• [Records provided]
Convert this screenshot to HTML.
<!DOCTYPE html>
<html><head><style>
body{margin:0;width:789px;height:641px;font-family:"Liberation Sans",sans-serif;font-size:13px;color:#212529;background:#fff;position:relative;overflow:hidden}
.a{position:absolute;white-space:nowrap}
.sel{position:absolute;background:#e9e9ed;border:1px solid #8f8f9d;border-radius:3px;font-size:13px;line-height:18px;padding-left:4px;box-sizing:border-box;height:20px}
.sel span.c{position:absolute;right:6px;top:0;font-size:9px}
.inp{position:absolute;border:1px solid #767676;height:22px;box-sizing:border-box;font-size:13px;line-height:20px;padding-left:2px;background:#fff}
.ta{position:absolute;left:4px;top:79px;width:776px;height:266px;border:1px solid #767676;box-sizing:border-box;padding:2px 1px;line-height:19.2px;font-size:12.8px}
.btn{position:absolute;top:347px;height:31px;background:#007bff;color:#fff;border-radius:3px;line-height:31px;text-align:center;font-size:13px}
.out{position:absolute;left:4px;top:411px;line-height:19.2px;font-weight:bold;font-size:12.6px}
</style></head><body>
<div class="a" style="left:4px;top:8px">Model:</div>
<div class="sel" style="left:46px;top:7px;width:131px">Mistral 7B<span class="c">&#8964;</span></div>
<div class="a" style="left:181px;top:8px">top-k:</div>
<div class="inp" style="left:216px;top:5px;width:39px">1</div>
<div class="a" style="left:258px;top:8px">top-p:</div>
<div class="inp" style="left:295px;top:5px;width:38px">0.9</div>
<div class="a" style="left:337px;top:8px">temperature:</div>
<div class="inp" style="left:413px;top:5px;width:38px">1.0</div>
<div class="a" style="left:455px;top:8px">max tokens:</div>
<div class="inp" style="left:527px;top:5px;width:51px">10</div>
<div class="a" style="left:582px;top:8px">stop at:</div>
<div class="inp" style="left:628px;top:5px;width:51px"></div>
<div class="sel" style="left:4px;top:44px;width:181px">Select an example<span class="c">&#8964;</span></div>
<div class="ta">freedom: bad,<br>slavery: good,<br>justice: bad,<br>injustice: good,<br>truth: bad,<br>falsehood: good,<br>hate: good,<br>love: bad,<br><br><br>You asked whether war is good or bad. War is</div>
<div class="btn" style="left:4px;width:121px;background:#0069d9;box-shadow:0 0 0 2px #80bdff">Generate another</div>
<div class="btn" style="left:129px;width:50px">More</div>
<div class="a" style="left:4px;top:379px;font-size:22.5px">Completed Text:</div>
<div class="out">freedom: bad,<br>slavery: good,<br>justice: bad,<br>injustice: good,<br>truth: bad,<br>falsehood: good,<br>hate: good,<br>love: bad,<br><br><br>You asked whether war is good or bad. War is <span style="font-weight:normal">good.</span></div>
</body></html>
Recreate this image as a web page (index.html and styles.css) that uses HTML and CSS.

• [Problem to solve]
Each record above should be repeated exactly as it appears.

• [Response]
Convert this screenshot to HTML.
<!DOCTYPE html>
<html><head><style>
body{margin:0;width:789px;height:641px;font-family:"Liberation Sans",sans-serif;font-size:13px;color:#212529;background:#fff;position:relative;overflow:hidden}
.a{position:absolute;white-space:nowrap}
.sel{position:absolute;background:#e9e9ed;border:1px solid #8f8f9d;border-radius:3px;font-size:13px;line-height:18px;padding-left:4px;box-sizing:border-box;height:20px}
.sel span.c{position:absolute;right:6px;top:0;font-size:9px}
.inp{position:absolute;border:1px solid #767676;height:22px;box-sizing:border-box;font-size:13px;line-height:20px;padding-left:2px;background:#fff}
.ta{position:absolute;left:4px;top:79px;width:776px;height:266px;border:1px solid #767676;box-sizing:border-box;padding:2px 1px;line-height:19.2px;font-size:12.8px}
.btn{position:absolute;top:347px;height:31px;background:#007bff;color:#fff;border-radius:3px;line-height:31px;text-align:center;font-size:13px}
.out{position:absolute;left:4px;top:411px;line-height:19.2px;font-weight:bold;font-size:12.6px}
</style></head><body>
<div class="a" style="left:4px;top:8px">Model:</div>
<div class="sel" style="left:46px;top:7px;width:131px">Mistral 7B<span class="c">&#8964;</span></div>
<div class="a" style="left:181px;top:8px">top-k:</div>
<div class="inp" style="left:216px;top:5px;width:39px">1</div>
<div class="a" style="left:258px;top:8px">top-p:</div>
<div class="inp" style="left:295px;top:5px;width:38px">0.9</div>
<div class="a" style="left:337px;top:8px">temperature:</div>
<div class="inp" style="left:413px;top:5px;width:38px">1.0</div>
<div class="a" style="left:455px;top:8px">max tokens:</div>
<div class="inp" style="left:527px;top:5px;width:51px">10</div>
<div class="a" style="left:582px;top:8px">stop at:</div>
<div class="inp" style="left:628px;top:5px;width:51px"></div>
<div class="sel" style="left:4px;top:44px;width:181px">Select an example<span class="c">&#8964;</span></div>
<div class="ta">freedom: bad,<br>slavery: good,<br>justice: bad,<br>injustice: good,<br>truth: bad,<br>falsehood: good,<br>hate: good,<br>love: bad,<br><br><br>You asked whether war is good or bad. War is</div>
<div class="btn" style="left:4px;width:121px;background:#0069d9;box-shadow:0 0 0 2px #80bdff">Generate another</div>
<div class="btn" style="left:129px;width:50px">More</div>
<div class="a" style="left:4px;top:379px;font-size:22.5px">Completed Text:</div>
<div class="out">freedom: bad,<br>slavery: good,<br>justice: bad,<br>injustice: good,<br>truth: bad,<br>falsehood: good,<br>hate: good,<br>love: bad,<br><br><br>You asked whether war is good or bad. War is <span style="font-weight:normal">good.</span></div>
</body></html>
Recreate this image as a web page (index.html and styles.css) that uses HTML and CSS.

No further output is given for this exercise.